Chieti, Cimini: ‘Tutti a casa, ma prima istituire un fondo per vittime dell’ignominia’

logo-giustizia-socialeChieti. “Il tormentone della politica: ‘Non ci sono i soldi’. Siccome siamo tutti responsabili ed in primis chi ci rappresenta, ho una certa idea su come trovare i soldi per costituire il fondo di risarcimento, auspicato anche dal comitato Se Non Ora Quando,   ed è molto semplice e facilmente realizzabile: il sindaco firma un assegno di  20.000 euro ogni assessore firma un assegno di 10.000 euro (moltiplicato per 10 assessori, circa 100.000 euro), ogni consigliere firma un assegno di pari importo ognuno per la propria parte tanti quanti sono stati i Consigli saltati per mancanza di numero legale (forse dai 60.000 agli 80.000 euro)”.

Così in una nota il segretario politico di Giustizia Sociale, Vittorio Cimini, che aggiunge: “E se tanto mi dà tanto sono : 20.000 + 100.000+60.000/80.000 = 180.000/200.000 euro pronta cassa entro il 15 di agosto 2013! E solo dopo tutti a casa,  con la promessa che, almeno coloro che sono da più di 15/20 anni a batter cassa, a non ricandidarsi più.

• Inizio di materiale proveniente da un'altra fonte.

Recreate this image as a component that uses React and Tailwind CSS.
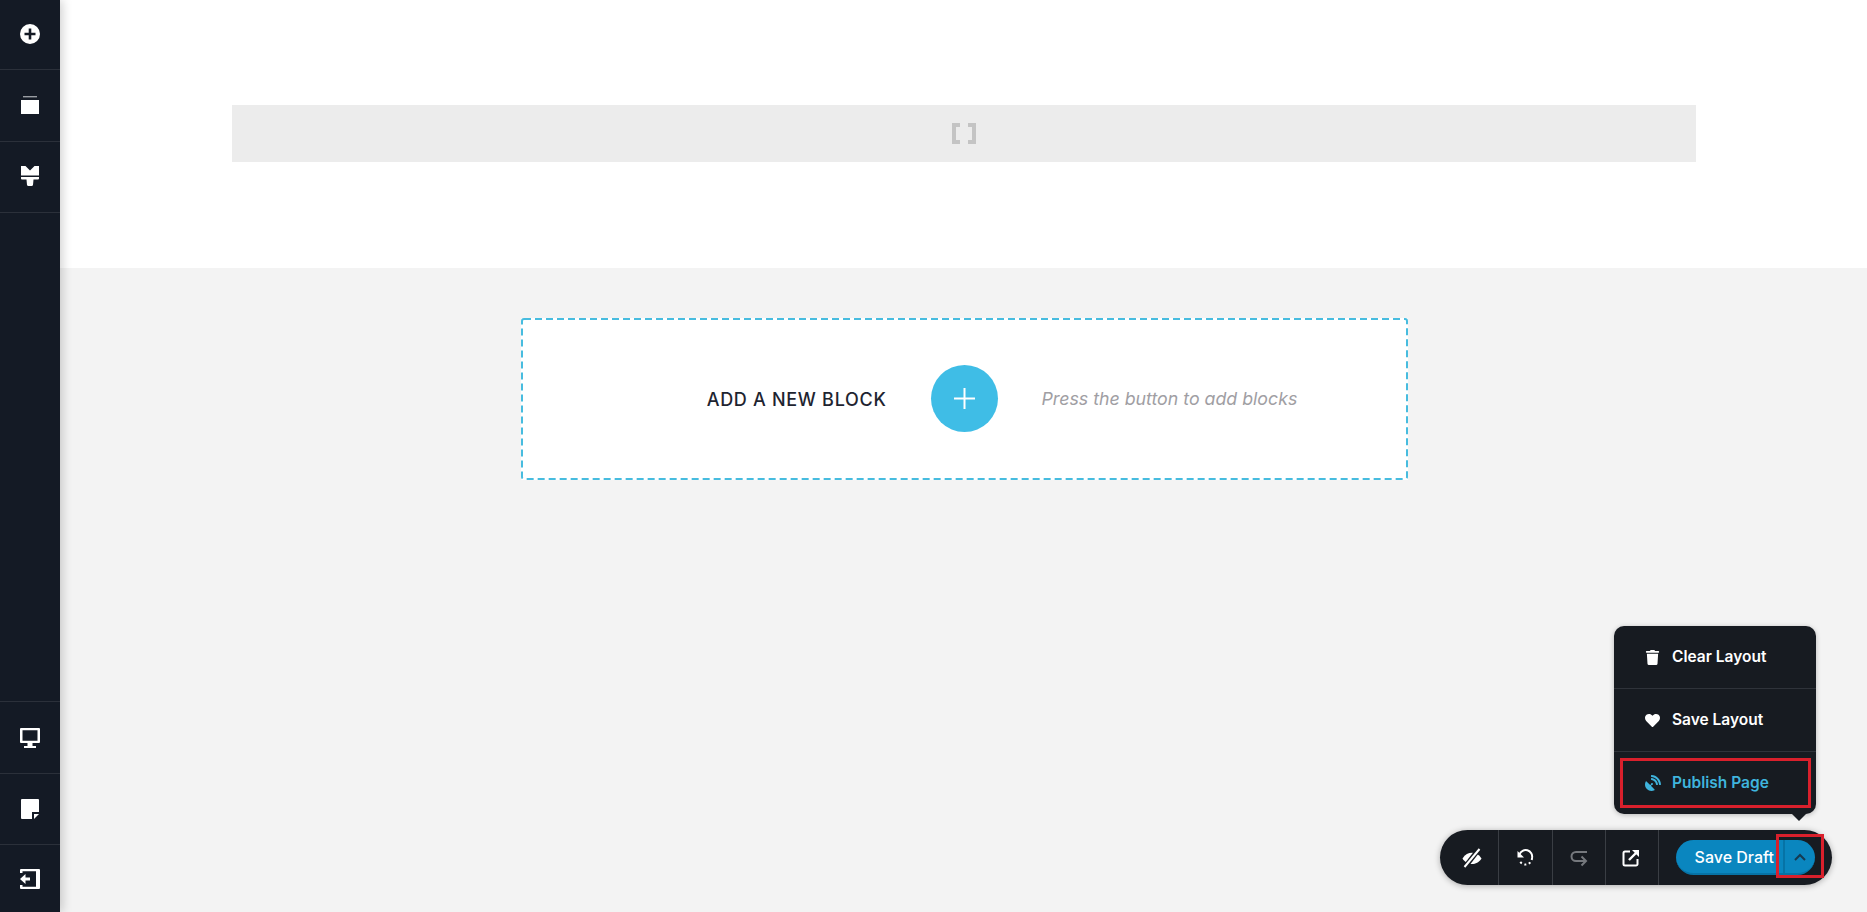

Doppio importante effetto : incentivo  alla legalità; e, forse, una volta tanto sulla cronaca nazionale i titoli dei giornali potrebbero titolare cosi: la città di Chieti risponde all’Italia con un atto nobile che sia da esempio a tutti gli italiani. Oppure Chieti si ribella al sistema: segnali di cambiamento. Oppure Chieti  città d’arte e di cultura  dà un calcio alla vecchia politica. Abbiamo assistito a scandali pensiamo all’affair Lucy e la Margherita, al caso Belsito e la lega, Pdl Lazio, ecc., e di fronte a questi ci si aspetta giustizia : l’indignazione non basta, si vuole cambiamento, trasparenza, pulizia e invece si assiste al fatto che la politica sia diventata un lavoro per alcuni, un modo di come mangiare i soldi dei cittadini che pagano le tasse e anche gli eccessivi privilegi dei politici sono negativi. Per quanto riguarda ciò che è accaduto nella nostra città……bhè qualcuno dice: basta chiacchiere da bar e datevi da fare, che mi permetto di correggere in ‘diamoci da fare’ ”.